→ Brief:
Lines containing the word "this" are the ones to copy from the records below.

→ Records:
######

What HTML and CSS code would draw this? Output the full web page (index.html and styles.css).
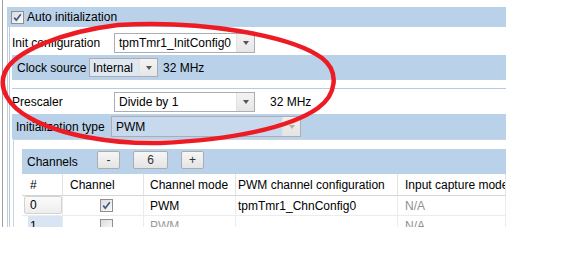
FILE: index.html
```html
<!DOCTYPE html>
<html>
<head>
<meta charset="utf-8">
<link rel="stylesheet" href="styles.css">
</head>
<body>
<div class="panel">
  <div class="band band-auto">
    <span class="cb cb-auto checked"><svg viewBox="0 0 11 11" width="11" height="11"><path d="M2.2 5.6 L4.3 8.2 L8.8 2.2" fill="none" stroke="#3d5a8a" stroke-width="1.7"/></svg></span>
    <span>Auto initialization</span>
  </div>
  <div class="g1">
    <div class="g2">
      <div class="row row-init">
        <span class="lbl lbl-init">Init configuration</span>
        <div class="combo combo-init"><span class="combo-text">tpmTmr1_InitConfig0</span><span class="combo-btn"><i class="arrow"></i></span></div>
      </div>
      <div class="clock">
        <div class="band band-clock">
          <span class="lbl lbl-clock">Clock source</span>
          <div class="combo combo-clock"><span class="combo-text">Internal</span><span class="combo-btn"><i class="arrow"></i></span></div>
          <span class="freq freq-clock">32 MHz</span>
        </div>
      </div>
      <div class="row row-pres">
        <span class="lbl lbl-init">Prescaler</span>
        <div class="combo combo-init"><span class="combo-text">Divide by 1</span><span class="combo-btn"><i class="arrow"></i></span></div>
        <span class="freq freq-pres">32 MHz</span>
      </div>
      <div class="band band-type">
        <span class="lbl lbl-type">Initialization type</span>
        <div class="combo combo-type"><span class="combo-text">PWM</span><span class="combo-btn"><i class="arrow arrow-dis"></i></span></div>
      </div>
      <div class="g4">
        <div class="band band-ch">
          <span class="lbl lbl-ch">Channels</span>
          <span class="btn">-</span>
          <span class="btn num">6</span>
          <span class="btn">+</span>
        </div>
        <div class="grid thead">
          <div class="th c1">#</div>
          <div class="th c2">Channel</div>
          <div class="th c3">Channel mode</div>
          <div class="th c4">PWM channel configuration</div>
          <div class="th c5">Input capture mode</div>
        </div>
        <div class="grid trow">
          <div class="td c1"><span class="idx idx-0">0</span></div>
          <div class="td c2"><span class="cb checked"><svg viewBox="0 0 11 11" width="11" height="11"><path d="M2.2 5.6 L4.3 8.2 L8.8 2.2" fill="none" stroke="#3d5a8a" stroke-width="1.7"/></svg></span></div>
          <div class="td c3">PWM</div>
          <div class="td c4">tpmTmr1_ChnConfig0</div>
          <div class="td c5 dim">N/A</div>
        </div>
        <div class="grid trow">
          <div class="td c1"><span class="idx idx-1">1</span></div>
          <div class="td c2"><span class="cb"></span></div>
          <div class="td c3 dim2">PWM</div>
          <div class="td c4"></div>
          <div class="td c5 dim">N/A</div>
        </div>
      </div>
    </div>
  </div>
</div>
<svg class="annot" width="561" height="275" viewBox="0 0 561 275">
  <path d="M118 25 C200 20 290 35 322 58 C340 72 336 95 318 108 C290 128 230 140 160 143 C110 144 60 135 30 118 C8 106 -2 88 5 72 C14 52 60 32 118 25 Z" fill="none" stroke="#ed1c24" stroke-width="4.5"/>
</svg>
</body>
</html>
```
FILE: styles.css
```css
html, body {
  margin: 0;
  padding: 0;
  background: #fff;
}
body {
  font-family: "Liberation Sans", Arial, sans-serif;
  font-size: 12px;
  color: #000;
  width: 561px;
  height: 275px;
  overflow: hidden;
  position: relative;
}
.panel {
  margin-left: 2px;
  width: 504px;
  height: 227px;
  border-left: 1px solid #a0a0a0;
  box-sizing: border-box;
  padding-top: 7px;
  overflow: hidden;
}
.band {
  background: #bad1ea;
  display: flex;
  align-items: center;
  box-sizing: border-box;
}
.band-auto {
  margin-left: 4px;
  height: 20px;
}
.cb {
  display: inline-flex;
  align-items: center;
  justify-content: center;
  width: 13px;
  height: 13px;
  box-sizing: border-box;
  border: 1px solid #8e8f8f;
  background: linear-gradient(135deg, #dcdcdc, #fbfbfb);
}
.cb-auto {
  margin-left: 4px;
  margin-right: 3px;
}
.g1 {
  margin-left: 4px;
  border-left: 1px solid #c3cbd6;
  padding-left: 1px;
  height: 200px;
}
.g2 {
  border-left: 1px solid #b6cae2;
  padding-left: 2px;
  height: 200px;
}
.row {
  display: flex;
  align-items: center;
  box-sizing: border-box;
}
.row-init {
  height: 28px;
  padding-top: 4px;
}
.lbl {
  flex: none;
}
.lbl-init {
  width: 102px;
}
.combo {
  display: flex;
  box-sizing: border-box;
  border: 1px solid #abadb3;
  background: #fff;
  flex: none;
}
.combo-text {
  flex: 1;
  display: flex;
  align-items: center;
  padding-left: 4px;
}
.combo-btn {
  width: 17px;
  display: flex;
  align-items: center;
  justify-content: center;
  background: linear-gradient(#f3f3f3, #e6e6e6);
  border-left: 1px solid #e2e2e2;
}
.arrow {
  width: 0;
  height: 0;
  border-left: 3.5px solid transparent;
  border-right: 3.5px solid transparent;
  border-top: 4px solid #555;
}
.arrow-dis {
  border-top-color: #b0b0b0;
}
.combo-init {
  width: 141px;
  height: 20px;
}
.clock {
  height: 33px;
  border-bottom: 1px solid #b6cae2;
}
.band-clock {
  height: 25px;
  padding-left: 5px;
}
.lbl-clock {
  width: 72px;
}
.combo-clock {
  width: 69px;
  height: 19px;
  background: #dfe7f1;
}
.combo-clock .combo-text {
  padding-left: 3px;
}
.freq-clock {
  margin-left: 5px;
}
.row-pres {
  height: 25px;
}
.freq-pres {
  margin-left: 15px;
}
.band-type {
  height: 25px;
  padding-left: 4px;
}
.lbl-type {
  width: 95px;
}
.combo-type {
  width: 190px;
  height: 21px;
  background: #c8d9ed;
}
.combo-type .combo-btn {
  background: linear-gradient(#f0f0f0, #e4e4e4);
}
.g4 {
  margin-left: 1px;
  border-top: 1px solid #c6d5e7;
  border-left: 1px solid #c6d5e7;
  padding-left: 8px;
  padding-top: 9px;
}
.band-ch {
  height: 25px;
  padding-left: 5px;
}
.lbl-ch {
  width: 70px;
}
.btn {
  display: inline-flex;
  align-items: center;
  justify-content: center;
  width: 23px;
  height: 18px;
  margin-top: -3px;
  box-sizing: border-box;
  border: 1px solid #acacac;
  border-radius: 2px;
  background: linear-gradient(#f6f6f6, #e4e4e4);
  color: #333;
  margin-right: 13px;
}
.btn.num {
  width: 35px;
}
.grid {
  display: grid;
  grid-template-columns: 41px 81px 92px 162px 108px;
}
.th {
  height: 22px;
  display: flex;
  align-items: center;
  box-sizing: border-box;
  border-right: 1px solid #e3e3e3;
  border-bottom: 1px solid #d5d5d5;
  white-space: nowrap;
  overflow: hidden;
}
.td {
  height: 20px;
  display: flex;
  align-items: center;
  box-sizing: border-box;
  border-right: 1px solid #ececec;
  border-bottom: 1px solid #ececec;
  white-space: nowrap;
  overflow: hidden;
}
.th.c1 { padding-left: 8px; }
.th.c2, .td.c2 { padding-left: 7px; }
.th.c3, .td.c3 { padding-left: 6px; }
.th.c4, .td.c4 { padding-left: 2px; }
.th.c5, .td.c5 { padding-left: 7px; }
.td.c2 { padding-left: 37px; }
.td.c1 {
  padding: 0;
  align-items: stretch;
}
.idx {
  display: flex;
  align-items: center;
  box-sizing: border-box;
  flex: 1;
}
.idx-0 {
  margin-left: 2px;
  padding-left: 5px;
  border: 1px solid #d2d2d2;
  border-radius: 2px;
  background: linear-gradient(#fbfbfb, #ededed);
  margin-bottom: 1px;
}
.idx-1 {
  margin-left: 6px;
  padding-left: 2px;
  background: #d9e5f3;
}
.dim { color: #8f8f8f; }
.dim2 { color: #9a9a9a; }
.annot {
  position: absolute;
  left: 0;
  top: 0;
  pointer-events: none;
}
```
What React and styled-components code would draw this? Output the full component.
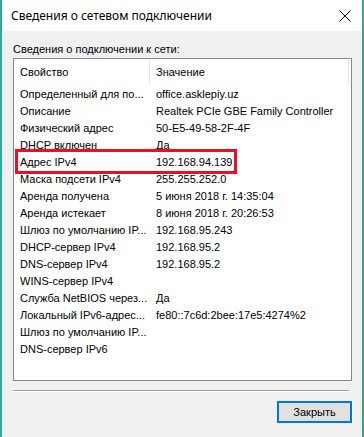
import styled, { createGlobalStyle } from "styled-components";

const GlobalStyle = createGlobalStyle`
  html, body { margin: 0; padding: 0; background: #f0f0f0; }
  #root { width: 364px; height: 437px; }
`;

const rows = [
    ["Определенный для по...", "office.asklepiy.uz"],
    ["Описание", "Realtek PCIe GBE Family Controller"],
    ["Физический адрес", "50-E5-49-58-2F-4F"],
    ["DHCP включен", "Да"],
    ["Адрес IPv4", "192.168.94.139"],
    ["Маска подсети IPv4", "255.255.252.0"],
    ["Аренда получена", "5 июня 2018 г. 14:35:04"],
    ["Аренда истекает", "8 июня 2018 г. 20:26:53"],
    ["Шлюз по умолчанию IP...", "192.168.95.243"],
    ["DHCP-сервер IPv4", "192.168.95.2"],
    ["DNS-сервер IPv4", "192.168.95.2"],
    ["WINS-сервер IPv4", ""],
    ["Служба NetBIOS через...", "Да"],
    ["Локальный IPv6-адрес...", "fe80::7c6d:2bee:17e5:4274%2"],
    ["Шлюз по умолчанию IP...", ""],
    ["DNS-сервер IPv6", ""],
]

export default function App() {
    return (
        <>
            <GlobalStyle />
            <Window>
                <TitleBar>
                    <Title>Сведения о сетевом подключении</Title>
                    <CloseIcon width="12" height="12" viewBox="0 0 12 12">
                        <path d="M0.5 0.5 L11.5 11.5 M11.5 0.5 L0.5 11.5" stroke="#000" strokeWidth="1" />
                    </CloseIcon>
                </TitleBar>

                <Body>
                    <Label>Сведения о подключении к сети:</Label>
                    <ListBox>
                        <Header>
                            <HeaderCell $w={136}>Свойство</HeaderCell>
                            <HeaderCell $w={199}>Значение</HeaderCell>
                        </Header>
                        {rows.map(([name, value], i) => (
                            <Row key={i}>
                                <Cell $w={136}>{name}</Cell>
                                <Cell $w={199}>{value}</Cell>
                            </Row>
                        ))}
                        <Highlight />
                    </ListBox>
                    <Separator />
                    <Footer>
                        <Button>Закрыть</Button>
                    </Footer>
                </Body>
            </Window>
        </>
    )
}

const Window = styled.div`
    width: 364px;
    height: 437px;
    box-sizing: border-box;
    border-left: 2px solid #2bab98;
    border-right: 2px solid #2bab98;
    background: #f0f0f0;
    font-family: "Liberation Sans", Arial, sans-serif;
    font-size: 11px;
    color: #000;
`;

const TitleBar = styled.div`
    height: 31px;
    background: #fff;
    display: flex;
    align-items: center;
    justify-content: space-between;
    padding: 0 11px 0 9px;
`;

const Title = styled.span`
    font-family: "Noto Sans", "Liberation Sans", sans-serif;
    font-size: 12px;
    padding-bottom: 1px;
`;

const CloseIcon = styled.svg`
    display: block;
`;

const Body = styled.div`
    padding: 12px 10px 0 11px;
    display: flex;
    flex-direction: column;
`;

const Label = styled.div`
    line-height: 13px;
    height: 14px;
    margin-bottom: 1px;
`;

const ListBox = styled.div`
    position: relative;
    height: 323px;
    box-sizing: border-box;
    border: 1px solid #828790;
    background: #fff;
`;

const Header = styled.div`
    display: flex;
    height: 25px;
    margin-bottom: 1px;
`;

const HeaderCell = styled.div`
    width: ${p => p.$w}px;
    box-sizing: border-box;
    padding-left: 6px;
    display: flex;
    align-items: center;
    border-right: 1px solid #e5e5e5;
`;

const Row = styled.div`
    display: flex;
    height: 17px;
    align-items: center;
`;

const Cell = styled.div`
    width: ${p => p.$w}px;
    box-sizing: border-box;
    padding-left: 6px;
    white-space: nowrap;
    overflow: hidden;
`;

const Highlight = styled.div`
    position: absolute;
    left: 1px;
    top: 90px;
    width: 222px;
    height: 25px;
    box-sizing: border-box;
    border: 3px solid #e81123;
`;

const Separator = styled.div`
    height: 1px;
    background: #a0a0a0;
    margin: 9px 3px 0 0;
    border-bottom: 1px solid #fff;
`;

const Footer = styled.div`
    display: flex;
    justify-content: flex-end;
    padding-top: 9px;
`;

const Button = styled.button`
    width: 75px;
    height: 22px;
    box-sizing: border-box;
    border: 2px solid #0078d7;
    background: #e1e1e1;
    font-family: "Liberation Sans", Arial, sans-serif;
    font-size: 11px;
    color: #000;
    padding: 0;
`;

######

→ Task response:
What HTML and CSS code would draw this? Output the full web page (index.html and styles.css).
What React and styled-components code would draw this? Output the full component.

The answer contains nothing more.